Both approaches raise compelling biological questions: Do all species emit similar signals? Can stress be detected before visual symptoms appear? Could this represent a form of plant communication—or even a primitive nervous system? This experiment turns abstract scientific headlines into something students can test for themselves, blending electronics, acoustics, and plant physiology into a truly interdisciplinary exploration.
Animal Behavior & Bioacoustics
Cameras and Creatures: Observing Animal Motion and Behavior (BIO-33)
Sensors Used: Camera
What’s Measured: Animal movement, foraging behavior, response to stimuli
Description
Animal behavior is biology in motion—subtle, dynamic, and full of meaning. With just a smartphone camera, students can explore the ways creatures move, respond, and interact with their surroundings. This experiment invites observation of everything from the winding path of an ant to the eager reactions of a household pet. Whether in a controlled setting or a natural environment, students can record video footage of animals as they forage, explore, or respond to changes. By using basic video analysis tools, they can measure speed, track movement patterns, and even construct simple maps of foraging paths or obstacle navigation.**
To explore behavioral responses more deeply, students might introduce a stimulus such as food or light at varying distances or angles, then observe how the animal alters its approach. Does it choose the shortest path? Hesitate in low light? These everyday observations become entry points into the study of ethology and sensory biology, raising questions about perception, decision-making, and adaptation. With nothing more than a phone and patience, the rich language of animal behavior becomes visible, measurable, and full of insight.

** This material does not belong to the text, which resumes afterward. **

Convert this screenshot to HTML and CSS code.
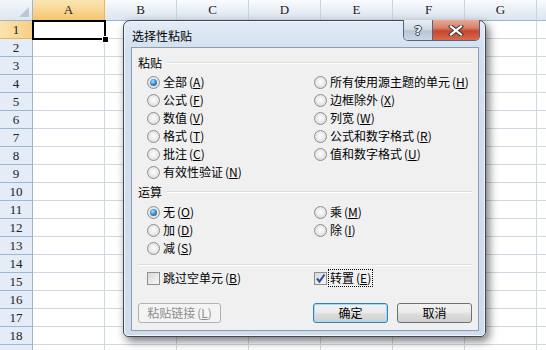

Echoes of the Wild: Analyzing Birdsong and Insect Calls (BIO-34)
Sensors Used: Microphone
What’s Measured: Frequency patterns, species-specific calls, bioacoustic variation
Description
Nature hums with hidden messages—trills, chirps, croaks, and clicks that fill the air with meaning. This experiment brings students into the world of bioacoustics, where sound becomes a language to study and decode. With just a smartphone and a sound analysis app, students can record the calls of birds at dawn, crickets at dusk, or frogs along a pond’s edge. These recordings, once loaded into a spectrogram or FFT visualization tool, reveal intricate frequency patterns, rhythms, and structures that often differ between species—and sometimes even between individuals.**
By comparing recordings made at different times of day, in various weather conditions, or in quiet versus noisy environments, students can observe how animal communication shifts in response to ecological and social pressures. Beyond appreciating the beauty of birdsong, this experiment dives into the science of how animals use sound for territory defense, mating, alarm, and navigation. It’s a gentle but powerful entry into wildlife monitoring, acoustic ecology, and the universal importance of voice in the natural world.